Australia are in a prime position to win their first Test in India since 2004 after scything through the home side’s batting line-up thanks to a phenomenal six-wicket spell by Steve O’Keefe.
As I wrote yesterday, Australia’s first innings score of 260 at Pune was a solid total on a pitch which was offering wild turn and bounce and fostering reverse swing for the quicks.
It became much better than solid when India capitulated for 105, handing Australia a 155-run lead. By stumps, Australia had extended that lead to an imposing 298.
Captain Steve Smith led the way with a fluent knock of 59 not out, countering the difficult conditions by showing aggression and putting pressure on the Indian spinners. He received fine support from rookie opener Matt Renshaw, who backed up his wonderful knock of 68 in the first innings by making a valuable 31.
Earlier, O’Keefe turned in the best spell by a visiting spinner in India since Michael Clarke snared 6-9 back in 2004.
Strangely enough, O’Keefe started the innings horribly – in his first six overs he was uncharacteristically wayward, spraying the ball all over the pitch.

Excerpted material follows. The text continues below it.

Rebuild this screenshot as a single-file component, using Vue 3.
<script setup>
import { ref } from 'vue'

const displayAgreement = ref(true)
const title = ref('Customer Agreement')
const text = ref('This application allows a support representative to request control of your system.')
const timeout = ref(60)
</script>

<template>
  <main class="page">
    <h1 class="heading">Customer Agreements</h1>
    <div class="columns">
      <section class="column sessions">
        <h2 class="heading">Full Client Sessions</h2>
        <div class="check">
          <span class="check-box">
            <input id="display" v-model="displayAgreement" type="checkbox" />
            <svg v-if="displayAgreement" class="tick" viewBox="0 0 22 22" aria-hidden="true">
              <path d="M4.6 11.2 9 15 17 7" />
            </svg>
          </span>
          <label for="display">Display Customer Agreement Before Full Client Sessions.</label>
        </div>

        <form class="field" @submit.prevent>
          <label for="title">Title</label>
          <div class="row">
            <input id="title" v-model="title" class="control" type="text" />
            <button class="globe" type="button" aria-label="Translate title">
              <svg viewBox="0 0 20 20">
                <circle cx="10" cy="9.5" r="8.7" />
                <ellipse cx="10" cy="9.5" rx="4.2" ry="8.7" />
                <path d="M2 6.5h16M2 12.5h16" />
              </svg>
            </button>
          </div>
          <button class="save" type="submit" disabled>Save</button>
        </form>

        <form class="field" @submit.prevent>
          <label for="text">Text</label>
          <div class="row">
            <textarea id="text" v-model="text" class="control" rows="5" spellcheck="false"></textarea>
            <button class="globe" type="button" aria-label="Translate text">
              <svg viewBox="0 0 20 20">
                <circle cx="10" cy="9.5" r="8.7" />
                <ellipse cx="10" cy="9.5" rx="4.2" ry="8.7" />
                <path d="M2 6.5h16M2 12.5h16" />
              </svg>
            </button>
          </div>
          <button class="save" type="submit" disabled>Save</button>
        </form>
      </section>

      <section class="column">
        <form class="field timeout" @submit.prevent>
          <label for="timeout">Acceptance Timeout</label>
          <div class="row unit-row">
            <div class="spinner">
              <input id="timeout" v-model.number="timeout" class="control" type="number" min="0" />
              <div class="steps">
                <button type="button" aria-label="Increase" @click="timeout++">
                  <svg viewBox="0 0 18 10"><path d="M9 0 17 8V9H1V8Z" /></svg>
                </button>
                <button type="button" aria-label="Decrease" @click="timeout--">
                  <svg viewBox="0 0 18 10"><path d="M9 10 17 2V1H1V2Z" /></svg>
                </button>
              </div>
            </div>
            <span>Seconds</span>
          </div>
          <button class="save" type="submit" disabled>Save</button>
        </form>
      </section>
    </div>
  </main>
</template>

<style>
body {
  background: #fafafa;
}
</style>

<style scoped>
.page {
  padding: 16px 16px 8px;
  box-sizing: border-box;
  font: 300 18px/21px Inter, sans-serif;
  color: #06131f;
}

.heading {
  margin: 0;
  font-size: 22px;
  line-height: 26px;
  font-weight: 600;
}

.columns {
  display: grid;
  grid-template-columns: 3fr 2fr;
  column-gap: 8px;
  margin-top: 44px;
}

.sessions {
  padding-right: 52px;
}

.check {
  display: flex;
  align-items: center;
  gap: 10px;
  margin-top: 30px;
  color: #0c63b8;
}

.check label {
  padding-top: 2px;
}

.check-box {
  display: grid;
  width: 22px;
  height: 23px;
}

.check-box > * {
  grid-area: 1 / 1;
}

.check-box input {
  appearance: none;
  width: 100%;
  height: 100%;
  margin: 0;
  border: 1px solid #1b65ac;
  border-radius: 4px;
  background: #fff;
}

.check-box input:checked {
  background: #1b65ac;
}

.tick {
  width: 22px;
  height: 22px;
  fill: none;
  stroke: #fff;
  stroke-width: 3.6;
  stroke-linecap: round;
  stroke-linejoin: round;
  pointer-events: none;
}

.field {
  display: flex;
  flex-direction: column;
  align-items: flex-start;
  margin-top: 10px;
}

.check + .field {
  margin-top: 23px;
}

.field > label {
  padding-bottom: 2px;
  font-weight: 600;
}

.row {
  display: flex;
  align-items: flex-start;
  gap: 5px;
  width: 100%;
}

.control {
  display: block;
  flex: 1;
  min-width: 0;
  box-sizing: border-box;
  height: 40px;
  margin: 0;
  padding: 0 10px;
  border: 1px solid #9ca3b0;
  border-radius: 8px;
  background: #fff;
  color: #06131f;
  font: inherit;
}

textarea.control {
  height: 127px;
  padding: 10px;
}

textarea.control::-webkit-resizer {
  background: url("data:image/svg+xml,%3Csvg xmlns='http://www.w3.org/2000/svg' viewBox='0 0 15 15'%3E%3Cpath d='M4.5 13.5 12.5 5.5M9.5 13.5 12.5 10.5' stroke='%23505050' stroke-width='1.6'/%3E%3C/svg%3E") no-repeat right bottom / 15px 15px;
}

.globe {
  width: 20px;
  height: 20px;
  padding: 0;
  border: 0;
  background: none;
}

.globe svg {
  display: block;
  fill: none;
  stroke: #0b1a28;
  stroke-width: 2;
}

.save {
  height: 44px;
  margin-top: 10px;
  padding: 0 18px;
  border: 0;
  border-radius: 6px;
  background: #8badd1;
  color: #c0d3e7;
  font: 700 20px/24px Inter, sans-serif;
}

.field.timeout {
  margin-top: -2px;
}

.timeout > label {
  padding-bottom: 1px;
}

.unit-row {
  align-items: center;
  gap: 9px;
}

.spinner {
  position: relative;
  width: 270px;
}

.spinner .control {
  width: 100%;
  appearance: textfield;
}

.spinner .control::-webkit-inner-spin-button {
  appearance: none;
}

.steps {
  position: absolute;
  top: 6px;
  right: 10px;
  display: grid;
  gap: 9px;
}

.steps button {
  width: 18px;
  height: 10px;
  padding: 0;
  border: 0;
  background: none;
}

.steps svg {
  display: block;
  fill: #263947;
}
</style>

Predictably, Shane Warne started tearing apart O’Keefe on the TV commentary and fans swarmed the internet to claim they’d been proven right and the spinner was, in fact, useless.

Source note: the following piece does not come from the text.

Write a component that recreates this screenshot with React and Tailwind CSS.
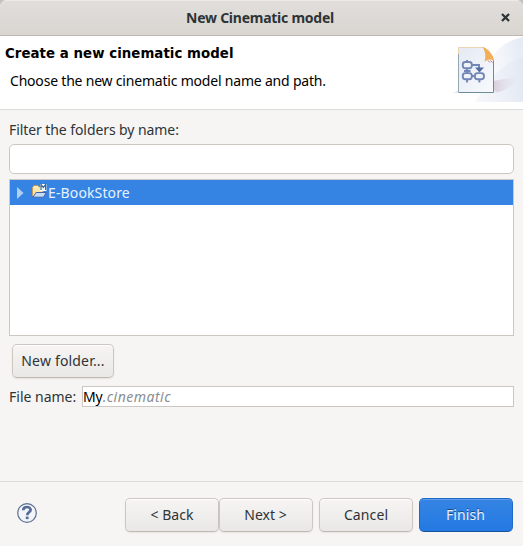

An hour later O’Keefe’s battalion of critics were left gasping for air after he destroyed the Indian batting line-up during a spell of 6-5 from 4.2 overs.
But it was far from a single-handed performance by O’Keefe – all the Australian bowlers were brilliant. The rot was started by the world’s top-ranked Test paceman Josh Hazlewood. The uber-accurate seamer was denied the new ball, which was instead given to O’Keefe and Mitchell Starc.
When he got the ball in the seventh over he immediately found some reverse swing, enough to defeat classy Indian opener Murali Vijay, who has an exceptional Test record against Australia.
Hazlewood conceded just 11 runs from his seven overs and built pressure upon which his colleagues capitalised. After being blunted with the new ball, Starc returned and also exploited the reverse movement.
First he undid Cheteshwar Pujara with a savage delivery which reared off a length and took Pujara’s glove on the way through to keeper Matthew Wade.
Then he sucked in Virat Kohli with a wide, juicy delivery. The Indian captain, who has dominated the Test format over the past 12 months, launched an airy drive and succeeded only in feeding Peter Handscomb at second slip.
With their three most important batsmen gone, India looked shellshocked at 3-44. Cavalier opener KL Rahul and reliable middle order man Ajinkya Rahane settled things down, putting on a 50-run stand.
That’s when the carnage began. Rahul had been flirting with danger by throwing his hands at wide deliveries from the quicks.
Then he charged O’Keefe and tried to slog him over long off. The ball ballooned up in the air and landed safely in the mitts of David Warner.
Two balls later O’Keefe managed to square up Rahane and earn an edge to second slip. The Aussie spinner incredibly made it three wickets in the over when he coaxed a nervous prod from keeper Wriddhiman Saha, who also edged to slip.
Soon after, Wade belied his reputation as a poor gloveman by executing the sharpest of stumpings off O’Keefe, catching Jayant Yadav just short of his ground.
By the time Ravi Jadeja and Umesh Yadav gifted their wickets with wild slogs O’Keefe had completed the most astonishing spell.
While O’Keefe was the one with the eye-catching figures, his spin counterpart Lyon was also very impressive. The off spinner maintained a perfect in-between length, leaving the Indian batsmen unsure as to whether to go forward or back.
He actually looked much more threatening than O’Keefe up until the left armer’s devastating burst. But, across the five Tests they have played together, O’Keefe has massively outperformed Lyon, taking 20 wickets at 25, compared to Lyon’s 16 wickets at 43.
Regardless, Australia will be delighted to see their spin duo proving so effective in their first outing of what shapes as a massively challenging series.
This Test is not yet over as India’s batting line-up is commanding and deep. But O’Keefe’s beguiling spell has left Australia on the verge of what would be a famous victory.